*** Dataset extract ***
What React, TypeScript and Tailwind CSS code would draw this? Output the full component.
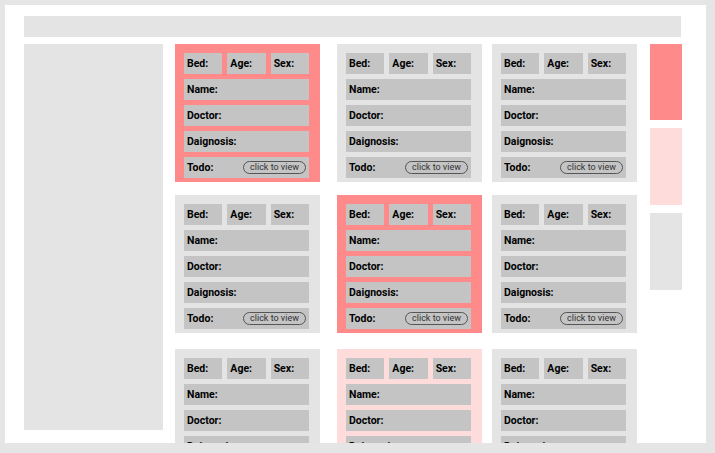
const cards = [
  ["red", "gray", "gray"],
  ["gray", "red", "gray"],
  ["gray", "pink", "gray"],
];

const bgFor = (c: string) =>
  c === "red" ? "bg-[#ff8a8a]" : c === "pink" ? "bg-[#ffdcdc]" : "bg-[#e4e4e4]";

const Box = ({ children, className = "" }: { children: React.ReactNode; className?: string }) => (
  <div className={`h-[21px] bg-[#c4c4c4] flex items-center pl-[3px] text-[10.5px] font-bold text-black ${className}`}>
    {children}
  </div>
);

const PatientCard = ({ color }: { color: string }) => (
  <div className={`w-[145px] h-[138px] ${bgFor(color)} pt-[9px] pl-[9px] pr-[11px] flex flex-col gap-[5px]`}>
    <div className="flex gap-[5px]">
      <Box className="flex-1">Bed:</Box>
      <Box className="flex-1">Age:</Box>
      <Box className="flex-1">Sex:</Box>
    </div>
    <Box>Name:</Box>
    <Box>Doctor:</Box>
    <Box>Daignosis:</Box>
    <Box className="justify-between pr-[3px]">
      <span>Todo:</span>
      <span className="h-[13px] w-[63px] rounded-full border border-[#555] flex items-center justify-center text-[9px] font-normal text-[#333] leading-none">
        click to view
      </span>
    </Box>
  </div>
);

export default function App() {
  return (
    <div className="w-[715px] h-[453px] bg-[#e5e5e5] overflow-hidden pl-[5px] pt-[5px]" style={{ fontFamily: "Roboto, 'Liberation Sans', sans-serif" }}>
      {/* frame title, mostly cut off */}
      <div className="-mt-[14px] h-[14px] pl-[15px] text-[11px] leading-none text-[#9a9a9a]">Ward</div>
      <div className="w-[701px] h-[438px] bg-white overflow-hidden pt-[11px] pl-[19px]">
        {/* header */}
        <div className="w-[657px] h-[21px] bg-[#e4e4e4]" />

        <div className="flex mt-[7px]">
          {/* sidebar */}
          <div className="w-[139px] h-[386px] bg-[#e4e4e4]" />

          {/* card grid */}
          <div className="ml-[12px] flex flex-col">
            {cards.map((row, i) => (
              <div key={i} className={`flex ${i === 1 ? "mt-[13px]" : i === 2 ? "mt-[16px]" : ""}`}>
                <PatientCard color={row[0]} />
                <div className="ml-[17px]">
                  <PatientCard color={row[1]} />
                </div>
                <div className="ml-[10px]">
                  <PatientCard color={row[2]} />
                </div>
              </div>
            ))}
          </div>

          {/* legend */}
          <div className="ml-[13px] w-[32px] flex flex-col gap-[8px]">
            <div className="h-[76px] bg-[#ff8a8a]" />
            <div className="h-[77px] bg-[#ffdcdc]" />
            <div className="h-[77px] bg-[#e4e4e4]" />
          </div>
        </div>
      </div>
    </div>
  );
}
***
**Stated task:** Pictures are excluded; output everything else in the data verbatim.

**The completed task:**
What React, TypeScript and Tailwind CSS code would draw this? Output the full component.
const cards = [
  ["red", "gray", "gray"],
  ["gray", "red", "gray"],
  ["gray", "pink", "gray"],
];

const bgFor = (c: string) =>
  c === "red" ? "bg-[#ff8a8a]" : c === "pink" ? "bg-[#ffdcdc]" : "bg-[#e4e4e4]";

const Box = ({ children, className = "" }: { children: React.ReactNode; className?: string }) => (
  <div className={`h-[21px] bg-[#c4c4c4] flex items-center pl-[3px] text-[10.5px] font-bold text-black ${className}`}>
    {children}
  </div>
);

const PatientCard = ({ color }: { color: string }) => (
  <div className={`w-[145px] h-[138px] ${bgFor(color)} pt-[9px] pl-[9px] pr-[11px] flex flex-col gap-[5px]`}>
    <div className="flex gap-[5px]">
      <Box className="flex-1">Bed:</Box>
      <Box className="flex-1">Age:</Box>
      <Box className="flex-1">Sex:</Box>
    </div>
    <Box>Name:</Box>
    <Box>Doctor:</Box>
    <Box>Daignosis:</Box>
    <Box className="justify-between pr-[3px]">
      <span>Todo:</span>
      <span className="h-[13px] w-[63px] rounded-full border border-[#555] flex items-center justify-center text-[9px] font-normal text-[#333] leading-none">
        click to view
      </span>
    </Box>
  </div>
);

export default function App() {
  return (
    <div className="w-[715px] h-[453px] bg-[#e5e5e5] overflow-hidden pl-[5px] pt-[5px]" style={{ fontFamily: "Roboto, 'Liberation Sans', sans-serif" }}>
      {/* frame title, mostly cut off */}
      <div className="-mt-[14px] h-[14px] pl-[15px] text-[11px] leading-none text-[#9a9a9a]">Ward</div>
      <div className="w-[701px] h-[438px] bg-white overflow-hidden pt-[11px] pl-[19px]">
        {/* header */}
        <div className="w-[657px] h-[21px] bg-[#e4e4e4]" />

        <div className="flex mt-[7px]">
          {/* sidebar */}
          <div className="w-[139px] h-[386px] bg-[#e4e4e4]" />

          {/* card grid */}
          <div className="ml-[12px] flex flex-col">
            {cards.map((row, i) => (
              <div key={i} className={`flex ${i === 1 ? "mt-[13px]" : i === 2 ? "mt-[16px]" : ""}`}>
                <PatientCard color={row[0]} />
                <div className="ml-[17px]">
                  <PatientCard color={row[1]} />
                </div>
                <div className="ml-[10px]">
                  <PatientCard color={row[2]} />
                </div>
              </div>
            ))}
          </div>

          {/* legend */}
          <div className="ml-[13px] w-[32px] flex flex-col gap-[8px]">
            <div className="h-[76px] bg-[#ff8a8a]" />
            <div className="h-[77px] bg-[#ffdcdc]" />
            <div className="h-[77px] bg-[#e4e4e4]" />
          </div>
        </div>
      </div>
    </div>
  );
}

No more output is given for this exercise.